Let me ask some questions.  First, do you have access to the “real” people you’re dealing with?  That’s a trick question, of course, because there is no such thing.  Research shows that we change and keep on changing, minute by minute as well as year by year, and that process doesn’t stop just because you’re 93 years old.  Second, can you find out what people “really” want or think is “important” by asking them?  Research shows that people don’t reliably know what they want and that their answers are basically meaningless as relates to future activity choices.  Third, are you able to mitigate the effects of group dynamics, aka conformity or peer pressure?  Our residents are group members, whether or not we or they recognize it, and the group has a big effect on what they will or won’t do.  Fourth, are you able to control for outside forces, like pandemics, which can actually change how our residents perceive reality?  Fifth, how many of our residents have the desire or ability to direct their own care, much less that of others?  I’m picturing a carload of people trying to decide which restaurant to go to for dinner.  The residents I’m thinking of who had ideas, usually had ideas that were not feasible – crafts none of their cohort could do, outings no one could manage.

I have had folks who used to sing, but won’t sing now.  I have had folks tell me it’s important to be with groups of people but who stay in their rooms now.  I have had folks tell the resident council that they want to watch movies in the activity room, but then don’t come.  I have folks who have dropped out of group activities because someone who sits at the dining room table with them pooh-poohs the whole idea.  I have had wonderful large-group participation where a few natural leaders among the residents made it their job to promote group participation.

In the professional setting, our local activity professional association can’t seem to convince our members that they have enough time to participate in workshops or networking events.  These are people who paid the membership fee to an organization that has typically run several workshops a year.  This buy-in would seem to indicate that they “want” workshops, feel workshops are “important,” and value being with the group.  Right.

In Willful Blindness, by Margaret Heffernan, she discusses the case of the vice chairman of the CIA National Intelligence Council back in the ‘80s.  He had predicted the collapse of the Soviet economy, but didn’t have the data to prove it; that is, until he set up a special office to watch for unusual things, data that wasn’t normally collected.

“One of the benefits of a sense of history is that it can alert us to trends, and sensitize us to weak signals; … When is the information you’re getting denied by the evidence you are not getting?” (237)

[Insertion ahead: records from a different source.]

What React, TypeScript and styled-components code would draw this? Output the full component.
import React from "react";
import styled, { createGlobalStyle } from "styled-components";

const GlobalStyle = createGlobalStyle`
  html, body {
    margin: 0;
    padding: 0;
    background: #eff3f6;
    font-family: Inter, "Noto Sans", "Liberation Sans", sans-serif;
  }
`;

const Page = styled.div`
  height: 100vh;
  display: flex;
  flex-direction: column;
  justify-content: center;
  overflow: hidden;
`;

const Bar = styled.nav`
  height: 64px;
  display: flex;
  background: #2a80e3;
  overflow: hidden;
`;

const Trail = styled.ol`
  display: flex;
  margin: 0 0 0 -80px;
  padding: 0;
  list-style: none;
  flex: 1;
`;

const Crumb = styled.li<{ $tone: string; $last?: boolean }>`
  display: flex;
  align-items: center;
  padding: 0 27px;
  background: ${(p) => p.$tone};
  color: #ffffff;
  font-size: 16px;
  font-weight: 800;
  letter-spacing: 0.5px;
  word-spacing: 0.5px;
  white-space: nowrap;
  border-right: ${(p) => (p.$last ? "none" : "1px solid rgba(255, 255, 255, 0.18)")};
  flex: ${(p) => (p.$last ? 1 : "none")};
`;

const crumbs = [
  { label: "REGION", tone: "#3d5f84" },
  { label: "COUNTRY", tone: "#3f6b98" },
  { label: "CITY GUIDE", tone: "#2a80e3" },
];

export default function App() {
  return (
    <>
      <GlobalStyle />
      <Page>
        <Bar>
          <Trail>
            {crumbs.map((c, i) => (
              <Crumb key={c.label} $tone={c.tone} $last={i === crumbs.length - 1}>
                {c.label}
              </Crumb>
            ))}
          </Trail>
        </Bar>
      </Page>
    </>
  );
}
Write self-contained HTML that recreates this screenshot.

I used to teach microscope skills in my biology class and one of the skills that was hard to teach was that sometimes you’ve moved in too close.  Sometimes you need to zoom out and look at the bigger picture.  If I were teaching an activity certification class, I would tell my students to back off a little and make sure they were really familiar with the culture, age, social groupings and cognitive patterns their residents were and are affected by.  I would tell them to make the assumption, if possible (I know there are plenty of exceptions), that the generalized trends of those groups might still apply to the residents’ activity choices.  I would encourage them to be willing to push to create the environment where those trends are used to generate activities that can more predictably apply in general.  And I would tell them to throw stuff at the wall and see what sticks.


© Donna Stuart, ADC  12/3/2022

Heffernan, M. (2011). Willful Blindness. New York: Walker Publishing Company, Inc.